REFORMS to Qld’s compulsory car-injury insurance scheme could slice profits for insurers by more than $100m.

Qld’s CTP scheme covers vehicle-accident injuries, and reforms could cut insurers profits by more than $100 million. Pic: Regi Varghese
Qld’s CTP scheme covers vehicle-accident injuries, and reforms could cut insurers profits by more than $100 million. Pic: Regi Varghese

REFORMS to Queensland’s compulsory car-injury insurance scheme could slice profits for insurers by more than $100 million, according to stockmarket analysts.

Queensland’s compulsory third-party insurance scheme has been under review since late last year and the office of Treasurer Curtis Pitt, who has been lobbied by insurers, said on Monday the review outcomes would be released “soon”.

In a review discussion paper, regulator the Motor Accident and Insurance Commission had estimated CTP insurers had earned up to four times the profits that had been anticipated. That is between $65 and $81 per car policy per year in the past five years, MAIC estimated.

Analysts at Morgan Stanley have now estimated if premiums fell from around $350 to the low $300 mark by 2019 that Suncorp’s CTP margins would drop from 30 per cent to 16 per cent.

While this was above MAIC’s 8 per cent margin target, Morgan Stanley said even that 16 per cent scenario envisioned a $100 million hit to Suncorp’s insurance earnings.

“Suncorp is aware of the risks and is seeking margin expansion elsewhere,” Morgan Stanley said.

Brisbane-based Suncorp, which declined to comment, rules with 49 per cent of the market.
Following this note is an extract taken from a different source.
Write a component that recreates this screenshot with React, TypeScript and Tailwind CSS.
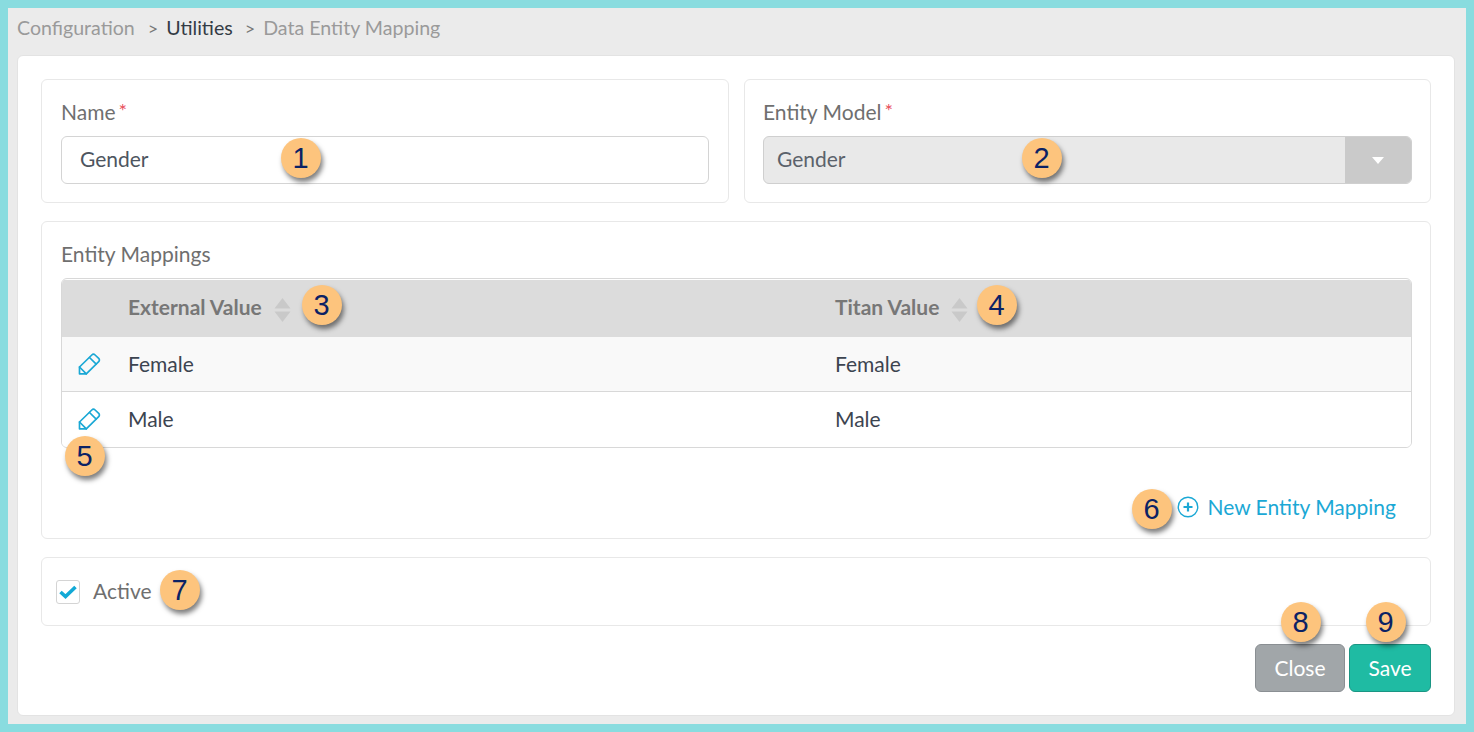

Measuring the impact industrywide is not as simple as doubling Suncorp’s $100 million impact because different insurers earn different CTP margins.

The other three insurers, QBE (8 per cent market share), RACQ (16 per cent) and Allianz (27 per cent), declined to provide financial predictions of any reforms. “We continue to work with MAIC and the State Government,” RACQ said.

CTP covers people for some injuries in accidents and comes with registration for Queensland’s 2.7 million cars and station wagons.

The regulator sets a price ceiling and floor each quarter and just tightened the screws, with the ceiling falling from $368.60 to $352.60. All four insurers are charging the ceiling price.

Meanwhile, Sunshine Coast-based insurer Youi has confirmed that gross written premium growth for its home and car insurance was 0.5 per cent in its recent half year results.

That puts the nine-year-old company’s growth, after years of rapid acceleration, behind that of Suncorp at 1.9 per cent and Sydney-based IAG at 6.7 per cent, according to UBS analysts. “This result indicates that IAG and Suncorp should face an easier operating environment to lift rates in personal (insurance),” UBS analysts said.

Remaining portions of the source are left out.